Buy VA if: your primary use is dark-room gaming or home cinema viewing, you’re on a budget and want the best possible black levels without paying OLED prices, and you’re playing slower-paced or atmospheric games where VA’s weak point (dark smearing) won’t surface. A good VA panel in a dark room genuinely looks spectacular for films and moody RPGs. Just do not use it for competitive FPS titles expecting clean motion.

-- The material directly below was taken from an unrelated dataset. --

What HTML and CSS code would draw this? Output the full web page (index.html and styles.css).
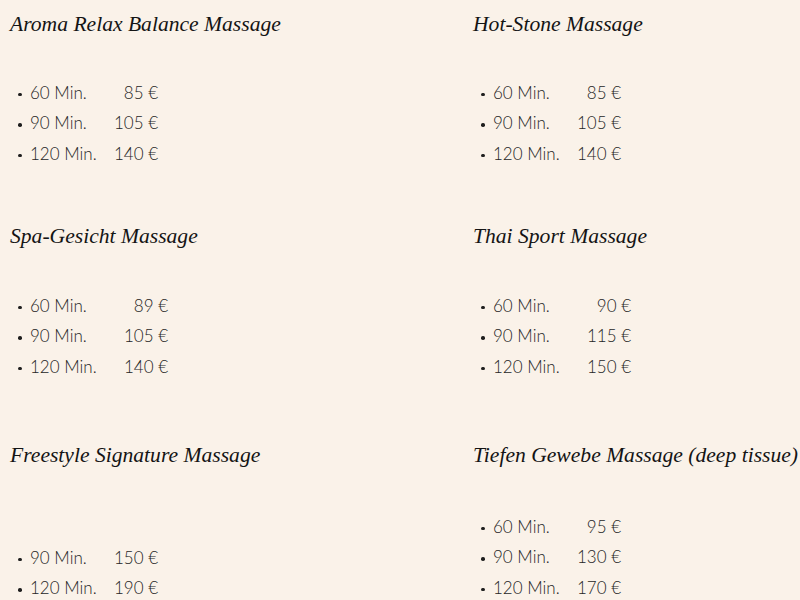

Buy OLED if: you want the best image quality available right now, period — and you understand what you’re managing. OLED is for people who game in dim rooms and want real HDR, who watch cinema seriously, who play atmospheric single-player games, and who want motion that no LCD can match. Enable pixel refresh, vary your content, avoid leaving static elements on screen for hours, and OLED will serve you exceptionally for years.
Buy QD-OLED specifically if: you want the widest colour gamut and highest peak brightness available in any OLED format — and your budget can reach that tier. QD-OLED pairs Samsung’s quantum dot colour conversion layer with OLED’s self-emissive pixels, producing a wider colour gamut and higher peak brightness than W-OLED, making it the strongest all-around gaming panel available in 2026 if budget is not a constraint.
The Final Word
There is no universally correct answer in the OLED vs IPS vs VA debate — which is exactly why the question keeps generating traffic and confusion. Each technology makes a different set of trade-offs, and the right panel depends on how and where you use your screen.
The clearest summary that holds up in 2026: OLED is the best panel technology for entertainment and gaming in controlled lighting, and its burn-in risk has been comprehensively tested to the point where it’s manageable for most real-world uses. IPS is the most versatile technology for work, professional colour, and bright-room use — consistent, reliable, and free of any long-term concerns. VA is the dark-room contrast specialist on a budget — visually impressive in its element, frustrating outside of it.
Buy for how you actually use your screen, not for the spec sheet numbers that look most impressive in a side-by-side comparison. The panel that fits your setup is the right one.